Actually, the Bible makes it clear that the wealthiest nations often find it the easiest to turn (and/or stay) away from God! God told Zechariah something that should make many nations shake as much as the earthquake that hit Haiti. God said, “I am very angry with the nations that feel secure.” (Zech 1:15, NIV)

The sense of security God referred to had to do with their economies and political stability and it had to do with the way they felt that they were extra special and extra close to God.

The word that was used for “angry” came from a word that meant “to boil.” It went on to describe someone whose face got bright red from deep, intense emotions.

Another version of the Bible has God telling Zechariah: “I am exceedingly angry with those who take my grace for granted." Go back over that line again. How much more intensely must God feel that, 2,500 years later?

God used an angel to tell Zechariah those things. At the start of Zechariah 1:14, he wrote, “The angel said to me, ‘Shout this message for all to hear!’” (Zech 1:14)

That was way before they had sound systems…so when the angel said, “Shout this…!” he would have meant it literally. Knowing how urgently and seriously Zechariah took what God was telling him, I can picture it echoing all across the land.
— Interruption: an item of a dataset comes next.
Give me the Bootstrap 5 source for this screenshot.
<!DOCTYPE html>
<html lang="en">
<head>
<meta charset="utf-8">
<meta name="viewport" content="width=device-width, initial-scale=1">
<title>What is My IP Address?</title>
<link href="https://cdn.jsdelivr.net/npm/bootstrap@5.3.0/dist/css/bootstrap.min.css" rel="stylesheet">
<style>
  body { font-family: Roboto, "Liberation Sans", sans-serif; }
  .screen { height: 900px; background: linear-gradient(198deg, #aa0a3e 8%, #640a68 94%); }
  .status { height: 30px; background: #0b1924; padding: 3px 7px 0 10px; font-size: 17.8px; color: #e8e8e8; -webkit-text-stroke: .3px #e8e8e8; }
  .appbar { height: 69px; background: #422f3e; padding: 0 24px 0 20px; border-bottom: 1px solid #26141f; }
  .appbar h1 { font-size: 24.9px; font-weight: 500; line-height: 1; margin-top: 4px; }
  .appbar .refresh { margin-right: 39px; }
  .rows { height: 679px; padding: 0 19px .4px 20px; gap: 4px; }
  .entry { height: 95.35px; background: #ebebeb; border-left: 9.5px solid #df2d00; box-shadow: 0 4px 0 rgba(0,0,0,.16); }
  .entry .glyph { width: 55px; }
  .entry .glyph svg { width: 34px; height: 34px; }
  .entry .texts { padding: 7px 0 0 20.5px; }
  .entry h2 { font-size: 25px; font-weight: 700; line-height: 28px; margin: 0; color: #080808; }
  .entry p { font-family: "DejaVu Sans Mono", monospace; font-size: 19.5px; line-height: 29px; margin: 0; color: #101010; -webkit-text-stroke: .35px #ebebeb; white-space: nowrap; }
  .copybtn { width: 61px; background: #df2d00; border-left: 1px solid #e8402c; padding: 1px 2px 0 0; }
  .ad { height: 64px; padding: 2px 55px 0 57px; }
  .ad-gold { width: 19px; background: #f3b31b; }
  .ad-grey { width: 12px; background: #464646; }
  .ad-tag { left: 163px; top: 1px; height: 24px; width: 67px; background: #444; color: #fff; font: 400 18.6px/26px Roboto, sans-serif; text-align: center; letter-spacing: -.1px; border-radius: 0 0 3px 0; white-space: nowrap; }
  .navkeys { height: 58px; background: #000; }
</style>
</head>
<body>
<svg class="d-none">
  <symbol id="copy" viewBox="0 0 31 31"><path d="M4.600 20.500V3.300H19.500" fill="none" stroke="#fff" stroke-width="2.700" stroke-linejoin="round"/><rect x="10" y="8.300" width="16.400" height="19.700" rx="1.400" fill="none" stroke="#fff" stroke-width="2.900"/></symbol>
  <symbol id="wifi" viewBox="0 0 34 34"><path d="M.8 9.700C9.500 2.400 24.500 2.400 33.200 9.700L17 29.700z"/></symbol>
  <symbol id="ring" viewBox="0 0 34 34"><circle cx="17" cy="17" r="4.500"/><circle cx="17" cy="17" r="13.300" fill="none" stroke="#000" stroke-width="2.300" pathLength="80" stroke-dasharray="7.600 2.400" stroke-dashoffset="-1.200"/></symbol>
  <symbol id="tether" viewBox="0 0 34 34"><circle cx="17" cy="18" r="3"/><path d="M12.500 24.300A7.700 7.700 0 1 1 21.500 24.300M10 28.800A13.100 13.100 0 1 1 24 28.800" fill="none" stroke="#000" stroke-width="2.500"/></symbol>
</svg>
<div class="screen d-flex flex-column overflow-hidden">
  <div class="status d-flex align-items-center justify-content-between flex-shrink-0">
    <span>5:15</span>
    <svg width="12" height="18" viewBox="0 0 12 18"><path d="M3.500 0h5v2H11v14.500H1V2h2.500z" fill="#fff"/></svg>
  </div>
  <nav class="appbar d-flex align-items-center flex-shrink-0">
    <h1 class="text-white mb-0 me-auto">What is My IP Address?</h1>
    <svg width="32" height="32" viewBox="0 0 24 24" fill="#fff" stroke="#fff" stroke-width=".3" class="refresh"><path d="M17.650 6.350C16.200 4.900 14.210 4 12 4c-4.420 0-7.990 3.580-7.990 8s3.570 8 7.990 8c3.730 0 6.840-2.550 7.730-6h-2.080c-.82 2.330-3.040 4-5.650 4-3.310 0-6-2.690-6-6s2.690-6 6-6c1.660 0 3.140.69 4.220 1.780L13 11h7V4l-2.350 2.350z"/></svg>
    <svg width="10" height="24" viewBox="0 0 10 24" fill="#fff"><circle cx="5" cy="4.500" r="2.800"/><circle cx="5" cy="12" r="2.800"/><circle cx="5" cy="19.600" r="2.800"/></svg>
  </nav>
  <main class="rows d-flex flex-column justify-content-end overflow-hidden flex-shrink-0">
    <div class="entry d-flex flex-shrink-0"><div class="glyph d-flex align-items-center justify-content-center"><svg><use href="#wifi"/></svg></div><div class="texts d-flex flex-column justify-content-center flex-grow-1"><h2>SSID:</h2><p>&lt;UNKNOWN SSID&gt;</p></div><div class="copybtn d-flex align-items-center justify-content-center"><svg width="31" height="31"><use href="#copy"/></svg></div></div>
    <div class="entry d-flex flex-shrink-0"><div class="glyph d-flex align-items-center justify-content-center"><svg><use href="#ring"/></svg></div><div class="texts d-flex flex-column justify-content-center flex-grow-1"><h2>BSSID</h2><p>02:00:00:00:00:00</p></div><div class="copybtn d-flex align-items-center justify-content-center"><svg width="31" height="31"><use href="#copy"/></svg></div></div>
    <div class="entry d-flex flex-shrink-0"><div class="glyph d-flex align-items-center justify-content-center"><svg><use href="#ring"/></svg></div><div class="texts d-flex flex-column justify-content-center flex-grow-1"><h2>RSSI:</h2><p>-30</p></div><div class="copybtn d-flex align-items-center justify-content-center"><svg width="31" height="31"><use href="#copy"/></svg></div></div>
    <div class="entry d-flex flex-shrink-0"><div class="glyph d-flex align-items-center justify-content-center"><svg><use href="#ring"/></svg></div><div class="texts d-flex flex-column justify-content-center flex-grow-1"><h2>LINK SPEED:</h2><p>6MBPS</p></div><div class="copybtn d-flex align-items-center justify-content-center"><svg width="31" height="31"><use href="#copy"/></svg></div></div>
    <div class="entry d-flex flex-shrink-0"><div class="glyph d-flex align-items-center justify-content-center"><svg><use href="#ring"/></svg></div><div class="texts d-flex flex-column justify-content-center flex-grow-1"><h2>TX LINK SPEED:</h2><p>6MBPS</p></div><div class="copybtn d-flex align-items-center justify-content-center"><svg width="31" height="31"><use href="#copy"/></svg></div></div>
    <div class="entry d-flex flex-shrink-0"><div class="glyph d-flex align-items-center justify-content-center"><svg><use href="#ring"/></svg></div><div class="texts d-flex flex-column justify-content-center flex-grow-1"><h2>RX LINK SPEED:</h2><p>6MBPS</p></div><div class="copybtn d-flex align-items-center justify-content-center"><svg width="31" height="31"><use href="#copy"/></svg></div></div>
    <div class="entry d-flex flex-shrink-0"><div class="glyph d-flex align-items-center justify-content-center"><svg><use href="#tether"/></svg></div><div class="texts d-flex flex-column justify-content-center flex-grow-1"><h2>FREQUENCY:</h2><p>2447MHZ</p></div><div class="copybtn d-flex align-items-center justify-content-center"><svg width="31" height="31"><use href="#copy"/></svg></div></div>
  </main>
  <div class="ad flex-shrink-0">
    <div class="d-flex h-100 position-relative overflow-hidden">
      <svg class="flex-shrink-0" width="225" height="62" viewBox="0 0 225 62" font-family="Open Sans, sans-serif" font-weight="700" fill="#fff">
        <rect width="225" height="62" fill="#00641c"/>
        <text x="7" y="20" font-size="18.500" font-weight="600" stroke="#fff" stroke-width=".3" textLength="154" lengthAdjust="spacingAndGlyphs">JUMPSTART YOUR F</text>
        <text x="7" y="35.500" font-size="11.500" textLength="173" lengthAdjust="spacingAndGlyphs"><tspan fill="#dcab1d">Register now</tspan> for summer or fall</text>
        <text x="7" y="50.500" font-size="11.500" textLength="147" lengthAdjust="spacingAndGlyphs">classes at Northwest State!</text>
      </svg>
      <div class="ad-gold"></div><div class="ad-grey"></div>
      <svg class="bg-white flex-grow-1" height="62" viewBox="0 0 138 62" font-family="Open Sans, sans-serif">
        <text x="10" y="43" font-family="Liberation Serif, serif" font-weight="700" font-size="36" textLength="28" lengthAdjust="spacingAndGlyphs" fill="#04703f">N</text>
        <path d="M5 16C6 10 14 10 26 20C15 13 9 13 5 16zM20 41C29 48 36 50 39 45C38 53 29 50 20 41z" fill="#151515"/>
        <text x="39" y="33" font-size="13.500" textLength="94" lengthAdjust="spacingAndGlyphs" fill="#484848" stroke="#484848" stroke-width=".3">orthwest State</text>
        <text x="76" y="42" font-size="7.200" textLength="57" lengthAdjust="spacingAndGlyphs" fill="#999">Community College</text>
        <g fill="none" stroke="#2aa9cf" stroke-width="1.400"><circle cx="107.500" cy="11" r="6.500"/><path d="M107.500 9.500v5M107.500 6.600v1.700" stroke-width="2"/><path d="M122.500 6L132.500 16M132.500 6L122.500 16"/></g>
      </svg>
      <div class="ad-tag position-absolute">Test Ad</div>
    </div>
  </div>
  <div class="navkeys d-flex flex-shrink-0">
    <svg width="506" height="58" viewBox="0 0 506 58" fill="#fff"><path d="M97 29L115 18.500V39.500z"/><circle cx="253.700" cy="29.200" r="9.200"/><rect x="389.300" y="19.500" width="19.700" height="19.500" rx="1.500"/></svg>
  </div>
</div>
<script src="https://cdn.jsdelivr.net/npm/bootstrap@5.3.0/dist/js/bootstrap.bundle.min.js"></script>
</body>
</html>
Zechariah wrote, “The angel said to me, ‘Shout this message for all to hear!’” (Zech 1:14) Note that little yet huge word: ALL! Wherever we are from, small town or big city, northern Haiti or North America, we all have different and very personal things that work to turn us (or keep us) away from God…but we all have the same way back!
Jesus said, “I (highlight, underline, put that first word in a really big font!) I have come to seek and save the lost.” (Luke 19:10)
He was saying, "I have come to find those who have turned away. I may tap them gently on the shoulder or I may have to grab them and shake them to get their attention – but because of my love for them, I will offer to take them back to God, the Father."